Companies try to keep their consumers happy, but sometimes they do something that really pisses them off. In this week's edition of Counterclockwise we'll remember some examples of corporate missteps, because as the saying goes "Those who do not know history's mistakes are doomed to repeat them."
A couple of years ago Samsung co-CEO J.K. Shin confirmed that an upgraded version of the then-flagship Galaxy S4 is in the works. It would use Snapdragon 800 (up from 600) and offer LTE-Advanced connectivity faster than the vanilla LTE the base S4 got.
Perhaps Mr. Shin thought consumers will be excited by the new version, but their reaction was quite the opposite – everyone who already bought a Galaxy S4 was upset that their flagship will soon become second-best just a couple of months after it launched.
Some warning would have been appreciated then, now it's pretty standard. We've seen a Galaxy S4 Active LTE-A, Galaxy S5 LTE-A and we wouldn’t be surprised at an S6 LTE-A when it arrives later this year either.
HTC hasn’t learned from this. This year the company launched the HTC One M9 and whether or not it was a big enough upgrade over the M8 doesn’t matter as it was eclipsed by the M9+ a couple of months later. It brought the necessary screen update to live up to modern flagship.
Then One M8s came, bringing a better camera and new (slower) chipset to the old One M8. Then the One E9+ complicated matters with a 5.5" QHD screen now there's a One ME... you get the picture, you can't buy an HTC flagship without it being replaced by a better model in a couple of months.
Sony actually used this as a business model – launch a flagship twice a year. It's due to how the Japanese market works, but in the West that's mostly seen as an expensive gadget becoming obsolete in six months. Sony vowed to stop that and soon after launched the Xperia Z4, aka Xperia Z4v, along with the Xperia Z3+.
Back in the day software updates for phones were almost nonexistent. Modern smartphones get new OS versions almost every year and part of the flagship experience is that manufacturers put more effort into updating them, at least more effort than they put into support for cheapo smartphones.
HTC stepped into that one in 2014 when it announced the 2012 models, One X and One X+, will not see Android 4.4 KitKat.

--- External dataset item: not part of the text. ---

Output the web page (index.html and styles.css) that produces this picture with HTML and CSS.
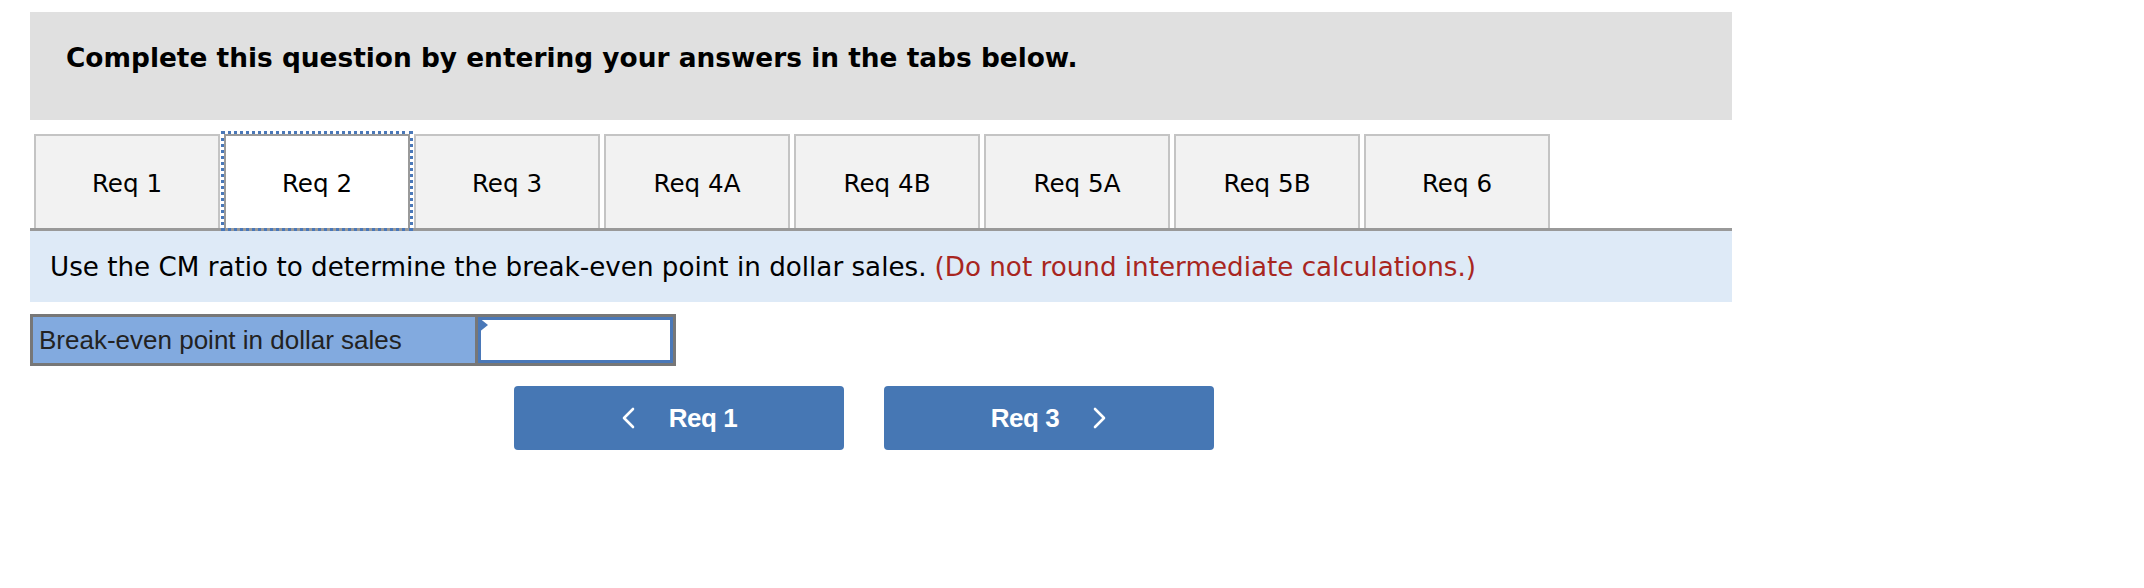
FILE: index.html
```html
<!DOCTYPE html>
<html>
<head>
<meta charset="utf-8">
<link rel="stylesheet" href="styles.css">
</head>
<body>
<div class="page">
  <div class="header">
    <h2 class="heading">Complete this question by entering your answers in the tabs below.</h2>
  </div>
  <div class="tabs">
    <div class="tab">Req 1</div>
    <div class="tab tab-active">Req 2</div>
    <div class="tab">Req 3</div>
    <div class="tab">Req 4A</div>
    <div class="tab">Req 4B</div>
    <div class="tab">Req 5A</div>
    <div class="tab">Req 5B</div>
    <div class="tab">Req 6</div>
  </div>
  <div class="instr">Use the CM ratio to determine the break-even point in dollar sales. <span class="note">(Do not round intermediate calculations.)</span></div>
  <div class="answer">
    <div class="answer-label">Break-even point in dollar sales</div>
    <div class="answer-cell"><span class="answer-input"></span><span class="marker"></span></div>
  </div>
  <div class="nav">
    <div class="nav-btn">
      <svg class="chev" width="14" height="22" viewBox="0 0 14 22"><path d="M12 2 L3 11 L12 20" fill="none" stroke="#fff" stroke-width="2.6" stroke-linecap="round" stroke-linejoin="round"/></svg>
      <span class="nav-text">Req 1</span>
    </div>
    <div class="nav-btn">
      <span class="nav-text">Req 3</span>
      <svg class="chev" width="14" height="22" viewBox="0 0 14 22"><path d="M2 2 L11 11 L2 20" fill="none" stroke="#fff" stroke-width="2.6" stroke-linecap="round" stroke-linejoin="round"/></svg>
    </div>
  </div>
</div>
</body>
</html>
```
FILE: styles.css
```css
html, body {
  margin: 0;
  padding: 0;
  background: #fff;
}
.page {
  padding: 12px 0 0 30px;
  width: 1702px;
  font-family: "DejaVu Sans", Verdana, sans-serif;
  color: #000;
}
.header {
  background: #e0e0e0;
  height: 108px;
  box-sizing: border-box;
  padding: 30px 0 0 36px;
}
.heading {
  margin: 0;
  font-size: 26.4px;
  font-weight: bold;
  line-height: 32px;
}
.tabs {
  display: flex;
  gap: 4px;
  padding-left: 4px;
  margin-top: 14px;
}
.tab {
  width: 186px;
  height: 94px;
  box-sizing: border-box;
  border: 2px solid #c4c4c4;
  border-bottom: none;
  background: #f2f2f2;
  display: flex;
  align-items: center;
  justify-content: center;
  font-size: 24.6px;
  padding-top: 2px;
}
.tab-active {
  background: #fff;
  border-color: #9a9a9a;
  outline: 3px dotted #4a78b8;
  outline-offset: 0;
  position: relative;
  z-index: 1;
}
.instr {
  border-top: 3px solid #999;
  background: #deeaf7;
  height: 71px;
  box-sizing: content-box;
  display: flex;
  align-items: center;
  padding-left: 20px;
  font-size: 26.2px;
}
.note {
  color: #a8261f;
  margin-left: 8px;
}
.answer {
  margin-top: 12px;
  display: flex;
  width: 646px;
  height: 52px;
  box-sizing: border-box;
  border: 3px solid #777;
}
.answer-label {
  width: 445px;
  background: #82aadf;
  border-right: 3px solid #777;
  display: flex;
  align-items: center;
  padding-left: 6px;
  box-sizing: border-box;
  font-family: "Liberation Sans", Arial, sans-serif;
  font-size: 26px;
  color: #222;
}
.answer-cell {
  flex: 1;
  position: relative;
  background: #fff;
  display: flex;
}
.answer-input {
  flex: 1;
  border: 3px solid #4a78b8;
  margin: 0;
}
.marker {
  position: absolute;
  left: 0;
  top: 0;
  width: 0;
  height: 0;
  border-top: 8px solid transparent;
  border-bottom: 8px solid transparent;
  border-left: 10px solid #4a78b8;
}
.nav {
  display: flex;
  gap: 40px;
  margin-top: 20px;
  margin-left: 484px;
}
.nav-btn {
  width: 330px;
  height: 64px;
  background: #4677b4;
  border-radius: 4px;
  display: flex;
  align-items: center;
  justify-content: center;
  gap: 34px;
  color: #fff;
  font-family: "Liberation Sans", Arial, sans-serif;
  font-weight: bold;
  font-size: 26px;
}
.nav-text {
  letter-spacing: -0.5px;
}
.chev {
  display: block;
}
```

That ticked people off as other 2012 handsets were getting the update.
HTC pointed the finger at Nvidia, the chipset supplier which allegedly did not offer support. HTC looked into updating the Qualcomm-powered US version of the One X, but eventually cancelled those plans.
The company learned from that experience and the One M7 and One M8 were promised speedy Lollipop updates within 90 days. HTC missed that deadline for the M7, but at least it delivered the update.
Microsoft abandoned a whole generation of phones when it unveiled Windows Phone 8. WP7 devices would be pushed to version 7.8 but that's not really as close to 8 as it sounds. Windows Phone 8 was a completely different beast on the inside, it had more in common with Windows RT than it did with WP7.
The jump to Windows 10 will draw less ire – all WP8-running Lumias are invited, even ones with 512MB RAM (though those will suffer some limitations). Even some of the few non-Lumia Windows Phone handsets get a taste of 10.
Apple has an extensive track record of angering consumers, but it usually recovers in the next generation by which time people have forgotten all about it. And usually other company's phones are found perpetrating the same sins.
The iPhone 4 was a particularly turbulent launch. It had a beautiful metal frame exposed to the outside, but since it doubled as an antenna it meant that the way you hold the phone affects the reception quality. As Steve Jobs said: "Just avoid holding it that way.". Other phones had similar issues and the iPhone 4s had a more advanced antenna array that negated the issue.
People also complained about yellow spots on their screens, though those were supposedly glue used in the manufacturing of the display and would disappear in a few days.
Apple continued to use metal, wrapping the entire back of later generation iPhones. That gave rise to another issue, most visible in the big iPhone 6 Plus – metal bends if you put your weight on it! That's a problem of material science though, not limited to the iPhone.